Our hero, Cassie, makes the decisions, she is in control, and every ‘nice guy’ caught in her orbit is left speechless by her guile. Fennell gives every victim who has been silenced and erased, a voice and a hero to identify with. The stigma surrounding sexual assault is something we are chipping away at as a society, and movies like Fennell’s intend to demolish it.


With justice served to Maddie, Dean Walker, and Jordan Green, Cassie knows it's time for the perpetrator himself to face consequences. Before Cassie can permanently scar Al with the name of her best friend, the name he should have to carry around, he frees a hand and suffocates Cassie.


Joe (Max Greenfield) portrays the same unbelievable denial and responsibility that the movie satirizes, when he enters the room the next morning and sees Cassie dead on the bed next to his friend. With Cassie’s lifeless body beside them Joe reassures Al that nothing was his fault. The two bring Cassie’s body out to the middle of nowhere and burn her body, leaving nothing behind but Nina’s half of their best friend's heart necklace, which Cassie never took off resting upon the pile of her ashes.


The viewer is left believing Cassie, like Nina, was silenced and effaced.


In the moments after Cassie’s death, we become anxious her story will be disparaged, or worse, erased. And in the concluding 5 minutes between the shot of Cassie’s ashes and Al Monroe’s arrest, we consider: how could we possibly keep Cassie’s story alive the way she did Nina’s?
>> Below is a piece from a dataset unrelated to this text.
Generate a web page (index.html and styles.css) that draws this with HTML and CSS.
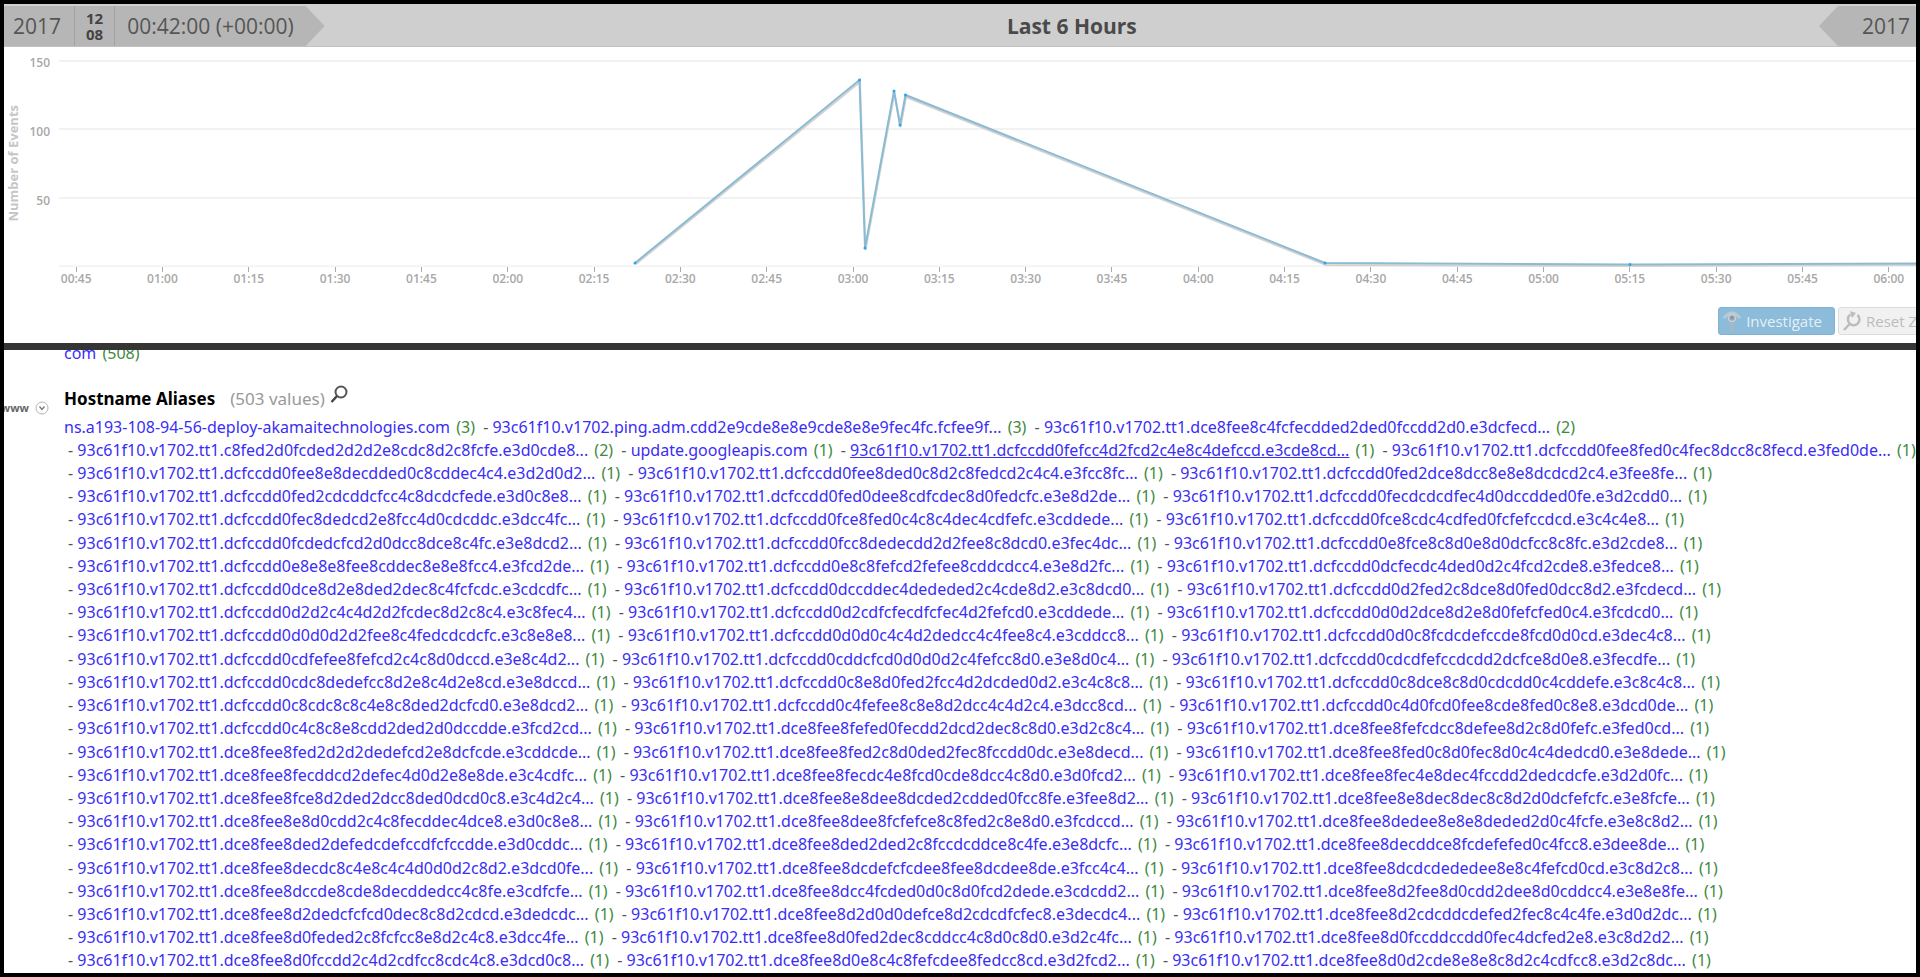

But our hero is smarter and sharper than we afford.

She is a woman after all.


It cost Cassie her life, but justice had been served for Nina and her. Now it’s our turn to uplift the victims left voiceless, by giving them a space to be seen and a conversation to be heard.


Fennell puts every single viewer in a vulnerable position, as she orchestrates the complexities of human emotions, experiences, trauma, and how they interact with the mechanisms of our society. The twists and turns in this thrilling, satirical-yet-comedic tragedy leaves viewers speechless, but with so much yearning to enter the conversation and change the narrative.